Jan Bosch is a research center director, professor, consultant and angel investor in start-ups. You can contact him at jan@janbosch.com.


AI is NOT big data analytics

Leestijd: 3 minuten

During the big data era, one of the key tenets of successfully realizing your big data strategy was to create a central data warehouse or data lake where all data was stored. The data analysts could then run their analyses to their hearts’ content and find relevant correlations, outliers, predictive patterns and the like. In this scenario, everyone contributes their data to the data lake, after which a central data science department uses it to provide, typically executive, decision support (Figure 1).

Although this looks great in theory, the reality in many companies is, of course, quite a bit different.
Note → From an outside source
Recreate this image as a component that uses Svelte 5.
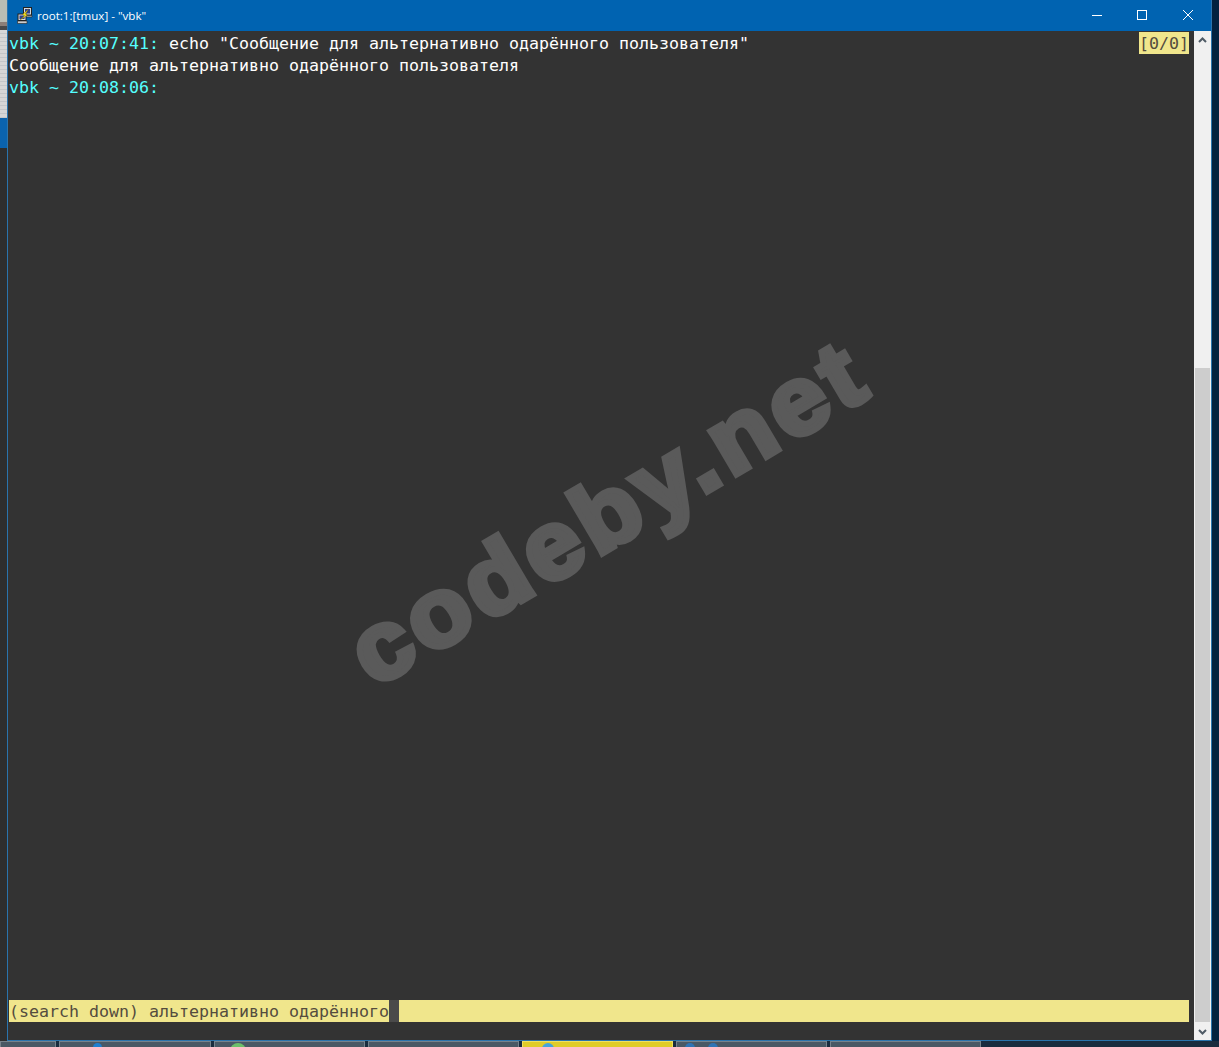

We see at least four challenges. First, analyzing data from products and customers in the field often requires significant domain knowledge that data scientists in a central department typically lack. This easily results in incorrect interpretations of data and, consequently, inaccurate results.

Second, different departments and groups that collect data often do so in different ways, resulting in similarly looking data but with different semantics. These can be minor differences, such as the frequency of data generation, eg seconds, minutes, hours or days, but also much larger differences, such as data concerning individual products in the field vs similar data concerning an entire product family in a specific category. As data scientists in a central department often seek to relate data from different sources, this easily causes incorrect conclusions to be drawn.